Notably, Article 49(2) does not refer only to the security of civilians as grounds for evacuation, but also to imperative military considerations. Furthermore, some claim — as the US Department of Defense Manual states in Section 5.19 — that in sieges, belligerents may prevent civilian access to certain areas. Israel might argue, in this context, that if the return to North Gaza is permitted, there is fear that Hamas fighters will impersonate civilians and return to the area. However, this risk cannot justify a blanket denial of the return of all civilians. Just as the presence of some enemy fighters in a civilian area cannot alone justify the complete removal of civilians from the area to begin with, so is the fear that some enemy fighters may return cannot justify total prevention of the return of civilians. Even if one accepts that the law of siege might recognize such restrictions — an issue not dealt with here — it is difficult to view the situation in the whole of North Gaza as one of siege, considering that Israel claims to exercise operational control within the area. A siege is about exercising external control. One cannot have it both ways.

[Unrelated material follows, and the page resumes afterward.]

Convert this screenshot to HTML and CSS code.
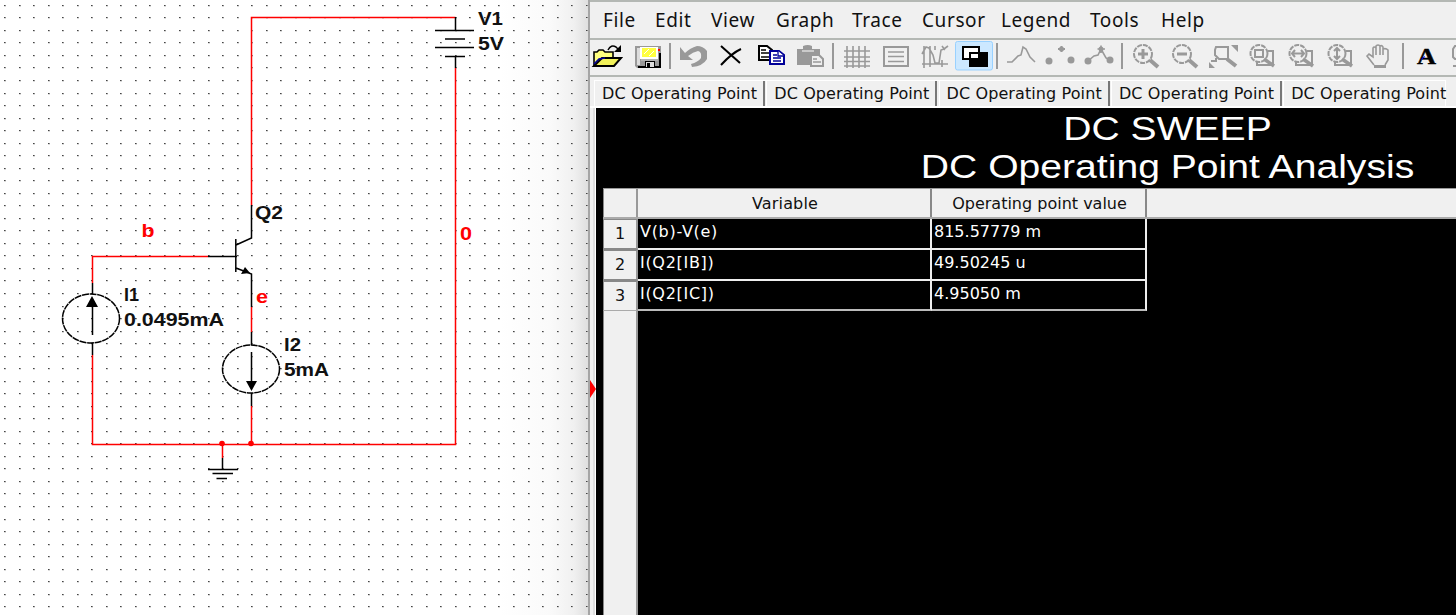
FILE: index.html
```html
<!DOCTYPE html>
<html lang="en">
<head>
<meta charset="utf-8">
<title>DC Operating Point Analysis</title>
<link rel="stylesheet" href="styles.css">
</head>
<body>
<main class="app">
  <section class="schematic">
    <svg class="circuit" width="588" height="615" viewBox="0 0 588 615">
      <g id="grid" shape-rendering="crispEdges"></g>
      <g class="wire">
        <path d="M251.5 205V17.5H455.5"/>
        <path d="M455.5 68V444.5H92.5V355"/>
        <path d="M92.5 283V256.5H208"/>
        <path d="M251.5 307V332M251.5 406V444M222.500 444V458"/>
      </g>
      <circle cx="222" cy="443.500" r="2.800" fill="#f00"/>
      <circle cx="251" cy="443.500" r="2.800" fill="#f00"/>
      <g class="part">
        <path d="M455.500 17V30M435 30.500H474M445 39H465M435 47.500H474M445 56.500H465M455.500 56V68"/>
        <path d="M251.500 205V238L236 245M235.800 239V272M208 256.500H237M236 268L251.500 274V307"/>
        <path d="M92.500 283V294M92.500 343V355M92.500 300V335"/>
        <path d="M251.500 332V345M251.500 393V406M251.500 352V385"/>
        <path d="M222.500 458V469M208 469.500H238M212.500 473.500H233M216.500 478.500H227"/>
        <ellipse cx="91" cy="318.500" rx="28.500" ry="24.500" stroke-dasharray="7 .7"/>
        <ellipse cx="251" cy="369" rx="28.500" ry="24" stroke-dasharray="7 .7"/>
      </g>
      <path d="M92 296L98 307H86ZM251.500 391L257 381H246ZM250 273L241 274L245 267Z"/>
      <g class="label">
        <text x="478" y="25" textLength="25" lengthAdjust="spacingAndGlyphs">V1</text>
        <text x="478" y="50" textLength="26" lengthAdjust="spacingAndGlyphs">5V</text>
        <text x="255" y="219" textLength="28" lengthAdjust="spacingAndGlyphs">Q2</text>
        <text x="124" y="301" textLength="15" lengthAdjust="spacingAndGlyphs">I1</text>
        <text x="124" y="326" textLength="100" lengthAdjust="spacingAndGlyphs">0.0495mA</text>
        <text x="284" y="351" textLength="17" lengthAdjust="spacingAndGlyphs">I2</text>
        <text x="284" y="376" textLength="45" lengthAdjust="spacingAndGlyphs">5mA</text>
      </g>
      <g class="label net">
        <text x="141.500" y="237" textLength="13" lengthAdjust="spacingAndGlyphs">b</text>
        <text x="256" y="303" textLength="12" lengthAdjust="spacingAndGlyphs">e</text>
        <text x="460" y="240" textLength="12" lengthAdjust="spacingAndGlyphs">0</text>
      </g>
    </svg>
  </section>
  <section class="grapher">
    <nav class="menu">
      <span>File</span><span>Edit</span><span>View</span><span>Graph</span><span>Trace</span><span>Cursor</span><span>Legend</span><span>Tools</span><span>Help</span>
    </nav>
    <div class="toolbar">
      <svg class="first" viewBox="0 0 38 36"><path d="M4 26V12H7L9 10H13L15 12H23V17" fill="#ffff80" stroke="#000" stroke-width="1.600"/><path d="M4 26L12 18H31L24 26Z" fill="#f2f25a" stroke="#000" stroke-width="2"/><path d="M4 24L9 19L15 18" fill="none" stroke="#009" stroke-width="1.500"/><path d="M18 10Q21 4 26 7L29 10" fill="none" stroke="#000" stroke-width="1.500"/><path d="M31 5V12H24Z"/></svg>
      <svg viewBox="0 0 39 36"><path d="M7 6H33V28H9L7 26Z" fill="#999"/><path d="M9 8H12V25H9Z" fill="#ddd"/><path d="M12 7H30V19H12Z" fill="#fff"/><path d="M14 8H28V17H14Z" fill="#ffff40"/><path d="M16 14L21 9M21 16L26 11" stroke="#fff"/><path d="M30 9H32V11H30Z" fill="red"/><path d="M31 13H33V28H10V26H17V21H27V26H31Z"/><path d="M13 20H30" stroke="#ccc"/><path d="M18 22H26V27H18Z" fill="#ddd"/><path d="M19 23H22V27H19Z"/></svg>
      <i class="sep"></i>
      <svg viewBox="0 0 39 36"><path d="M6 7V20H19L14 16Q19 12 24 11Q28 12 27 18Q24 22 17 24L18 27Q29 26 33 19V11Q29 6 23 6Q16 8 11 13Z" fill="#999"/></svg>
      <svg viewBox="0 0 39 36"><path d="M8 6L27 23M28 9Q19 13 8 25" fill="none" stroke="#000" stroke-width="2"/></svg>
      <svg viewBox="0 0 39 36"><g fill="#fff" stroke="#000" stroke-width="2"><path d="M7 6H15L20 10V20H7Z"/><path d="M9 10H14M9 13H18M9 17H18" stroke-width="1.500"/></g><g fill="#fff" stroke="#000098" stroke-width="2"><path d="M18 11H27L32 15V24H18Z"/><path d="M26 11V16H32M21 15H25M21 18H29M21 21H29" stroke-width="1.300"/></g></svg>
      <svg viewBox="0 0 39 36"><path d="M6 9H12V6Q17 4 21 6V9H29V15H19V25H6Z" fill="#999"/><path d="M11 11H23" stroke="#ddd" stroke-width="1.500"/><path d="M20 15H28L32 19V26H20Z" fill="#eee" stroke="#999" stroke-width="2"/><path d="M22 19H26M22 22H30" stroke="#999" stroke-width="1.500"/></svg>
      <i class="sep"></i>
      <svg class="gray" viewBox="0 0 39 36"><path d="M7 11H33M7 17H33M7 21.500H33M7 26H33M10 6V28M16 6V28M22 6V28M28 6V28" stroke-width="1.600"/></svg>
      <svg class="gray" viewBox="0 0 39 36"><path d="M8 7H32V26H8Z"/><path d="M12 12H28M12 16.500H28M12 21.500H28" stroke-width="1.500"/></svg>
      <svg class="gray thin" viewBox="0 0 39 36"><path d="M9 6V28M7 24H33M15 6V27M27 20V27M7 14L11 7L14 8L18 15L20 23H24L26 10L29 9L33 6M20 6V10M27 6L30 10"/></svg>
      <svg class="active" viewBox="0 0 39 36"><rect x="1.500" y="1.500" width="37" height="28.500" rx="2" fill="#cce8ff" stroke="#99d1ff"/><path d="M9 7H25V19H9Z" fill="#fff" stroke="#000" stroke-width="2"/><path d="M15 12H34V27H15Z"/><path d="M17 14H24V18H17Z" fill="#fff"/></svg>
      <i class="sep wide"></i>
      <svg class="gray thin" viewBox="0 0 39 36"><path d="M6 22H11L17 16L20 15L22 7L25 9L29 17L34 22"/></svg>
      <svg class="gray" viewBox="0 0 39 36"><path d="M18 9H25M21.500 6V12"/><g class="dots"><circle cx="9" cy="21" r="3.500"/><circle cx="31" cy="20" r="3.500"/><circle cx="21.500" cy="9" r="2.500"/></g></svg>
      <svg class="gray thin" viewBox="0 0 39 36"><path d="M9 21L15 16L19 15L22 9L27 18L31 20M18.500 9H26M22 5.500V13"/><g class="dots"><circle cx="9" cy="21" r="3.500"/><circle cx="31" cy="20" r="3.500"/><circle cx="22" cy="9" r="2.500"/></g></svg>
      <i class="sep wide"></i>
      <svg class="gray" viewBox="0 0 39 36"><circle cx="17" cy="14" r="9" class="dash"/><path d="M12 14H22M17 9V19" stroke-width="3"/><path d="M24 20L32 27" stroke-width="4"/></svg>
      <svg class="gray" viewBox="0 0 39 36"><circle cx="17" cy="14" r="9" class="dash"/><path d="M12 14H22" stroke-width="3"/><path d="M24 20L32 27" stroke-width="4"/></svg>
      <svg class="gray" viewBox="0 0 39 36"><path d="M7 21H12V18M12 7H24V19H15L11 15V10Z"/><path d="M23 19L32 26" stroke-width="4"/><path d="M27 5H34V12ZM5 22V28H11Z" fill="#999" stroke="none"/></svg>
      <svg class="gray" viewBox="0 0 39 36"><circle cx="16" cy="13.500" r="8.500" class="dash"/><path d="M12 10H20V17H12ZM25 11H30V25H14V22"/><path d="M21 19L31 26" stroke-width="3.500"/></svg>
      <svg class="gray" viewBox="0 0 39 36"><circle cx="16" cy="13.500" r="8.500" class="dash"/><path d="M10 13.500H22M13 10L10 13.500L13 17M19 10L22 13.500L19 17M25 11H30V25H14V22"/><path d="M21 19L31 26" stroke-width="3.500"/></svg>
      <svg class="gray" viewBox="0 0 39 36"><circle cx="16" cy="13.500" r="8.500" class="dash"/><path d="M16 8V19M13 11L16 8L19 11M13 16L16 19L19 16M25 11H30V25H14V22"/><path d="M21 19L31 26" stroke-width="3.500"/></svg>
      <svg class="gray thin" viewBox="0 0 39 36"><path d="M14 25L7 16L9 14L13 17V8Q14 6 16 8V15V6Q18 4 20 6V15V6Q22 5 23 7V15V9Q26 8 28 10V20L25 25"/><path d="M14 26.500H26" stroke-width="3"/></svg>
      <i class="sep wide"></i>
      <svg viewBox="0 0 39 36"><text class="serif-a" x="10" y="24" textLength="19" lengthAdjust="spacingAndGlyphs">A</text><path d="M14 19.500L18 16.500" stroke="#00f"/></svg>
      <svg class="gray" viewBox="0 0 39 36"><path d="M14 6H9L7 9V17L9 19H14M7 26H14"/></svg>
    </div>
    <div class="tabs">
      <span>DC Operating Point</span><span>DC Operating Point</span><span>DC Operating Point</span><span>DC Operating Point</span><span>DC Operating Point</span>
    </div>
    <div class="view">
      <h1><span>DC SWEEP</span><span>DC Operating Point Analysis</span></h1>
      <div class="table">
        <div class="row head"><b></b><span>Variable</span><span>Operating point value</span></div>
        <div class="row"><b>1</b><span>V(b)-V(e)</span><span>815.57779 m</span></div>
        <div class="row"><b>2</b><span>I(Q2[IB])</span><span>49.50245 u</span></div>
        <div class="row last"><b>3</b><span>I(Q2[IC])</span><span>4.95050 m</span></div>
        <div class="gutter"></div>
      </div>
    </div>
    <i class="marker"></i>
  </section>
</main>
<script src="grid.js"></script>
</body>
</html>
```
FILE: styles.css
```css
* { box-sizing: border-box; }
body { margin: 0; width: 1456px; height: 615px; overflow: hidden; background: #fff; }
.app { display: flex; width: 1456px; height: 615px; overflow: hidden; }
.schematic { width: 588px; flex: none; background: linear-gradient(to right, #fff 500px, #fafafa 550px, #f0f0f0 574px, #dfdfdf 588px); }
.circuit { display: block; }
.wire { fill: none; stroke: #f00; stroke-width: 1.5; }
.part { fill: none; stroke: #000; stroke-width: 1.5; }
.label { font: bold 18px "Liberation Sans", Arial, sans-serif; fill: #111; }
.net { fill: #f00; }

.grapher { position: relative; width: 868px; flex: none; display: flex; flex-direction: column; background: #f0f0f0; border-left: 2px solid #a5a5a5; overflow: hidden; font-family: "DejaVu Sans", Verdana, sans-serif; color: #111; }
.menu { display: grid; grid-template-columns: 52px 56px 65px 76px 70px 79px 89px 71px 60px; align-items: center; height: 40px; flex: none; padding: 0 0 0 13px; border-top: 2px solid #b4b8b4; border-bottom: 2px solid #b4b8b4; font: 19px "Noto Sans", sans-serif; letter-spacing: .6px; }
.toolbar { display: flex; height: 37px; flex: none; border-bottom: 2px solid #b4b8b4; }
.toolbar svg { width: 39px; height: 36px; flex: none; }
.toolbar .first { width: 38px; }
.sep { width: 7px; height: 26px; margin-top: 3px; flex: none; background: linear-gradient(#999, #999) 2px 0 / 2px 100% no-repeat; }
.wide { width: 8px; background-position-x: 3px; }
.gray { fill: none; stroke: #999; stroke-width: 2; }
.thin { stroke-width: 1.6; }
.dots { fill: #999; stroke: none; }
.dash { stroke-dasharray: 5 1; }
.serif-a { font: bold 23px "Liberation Serif", serif; stroke: #000; stroke-width: .5px; }

.tabs { display: flex; height: 31px; flex: none; padding: 3px 0 2px 4px; border-bottom: 2px solid #fff; }
.tabs span { width: 172.3px; flex: none; height: 26px; line-height: 26px; padding-left: 7px; font-size: 16px; letter-spacing: .1px; white-space: nowrap; border-top: 1px solid #fff; border-left: 1px solid #fff; background: linear-gradient(#777, #777) 168px 0 / 2px 100% no-repeat; }
.tabs span:last-child { background: none; border-right: 1px solid #fff; width: 163px; }
.view { flex: 1; margin-left: 6px; padding-left: 7px; background: #000; box-shadow: -1px 0 #fff, -3px 0 #ddd; }
h1 { margin: 0; height: 80px; width: 1129px; font: 33px/38px "Liberation Sans", Arial, sans-serif; color: #fff; text-align: center; display: flex; flex-direction: column; padding-top: 2px; }
h1 span { transform: scaleX(1.185); white-space: nowrap; }
.table { display: flex; flex-direction: column; height: 428px; font-size: 16px; }
.row { display: flex; height: 31px; flex: none; color: #fff; line-height: 25px; }
.row b { width: 35px; flex: none; font-weight: normal; color: #111; background: #f0f0f0; border: 1px solid #888; border-right: 2px solid #999; border-bottom: 2px solid #888; text-align: center; line-height: 28px; }
.row span { width: 294px; flex: none; padding-left: 2px; border-right: 2px solid #eee; border-bottom: 2px solid #eee; white-space: nowrap; letter-spacing: .7px; }
.row span:last-child { width: 215px; letter-spacing: 0; }
.last { height: 30px; }
.last b { border-bottom: 1px solid #aaa; }
.last span { border-bottom-color: #bbb; }
.head { background: #f0f0f0; color: #111; height: 31px; border-top: 1px solid #999; border-bottom: 2px solid #aaa; }
.head b { border-bottom: 0; border-top: 0; }
.head span { text-align: center; line-height: 30px; border-bottom: 0; border-right-color: #888; letter-spacing: .15px; }
.gutter { flex: 1; width: 35px; background: #f0f0f0; border: 1px solid #888; border-right: 2px solid #999; border-top: 0; }
.marker { position: absolute; left: -2px; top: 377px; width: 8px; height: 24px; background: #f00; clip-path: polygon(0 0, 100% 50%, 0 100%); }
```
FILE: grid.js
```js
const grid = document.getElementById('grid');
function dot(x, y, w, h, fill) {
  const r = document.createElementNS('http://www.w3.org/2000/svg', 'rect');
  r.setAttribute('x', x);
  r.setAttribute('y', y);
  r.setAttribute('width', w);
  r.setAttribute('height', h);
  r.setAttribute('fill', fill);
  grid.appendChild(r);
}
for (let j = 0; j < 49; j++) {
  for (let i = 0; i < 41; i++) {
    const x = Math.floor(4.6 + i * 14.54);
    const y = Math.floor(5.3 + j * 12.53);
    dot(x, y, 1, 1, '#444');
    dot(x + 1, y, 1, 1, '#888');
    dot(x, y + 1, 2, 1, '#ddd');
  }
}
```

Furthermore, should an argument be made that imperative military considerations can include the creation of a security buffer zone by evacuating civilians from an area, this would not hold on any reasonable reading of Article 49(2). Not only is the article to be read narrowly so as not to weaken the prohibition on forcible transfer or deportation, but it is also explicit that evacuees should be allowed to return as soon hostilities in the evacuated area cease. This quite clearly excludes any preventive rationale as an imperative military consideration.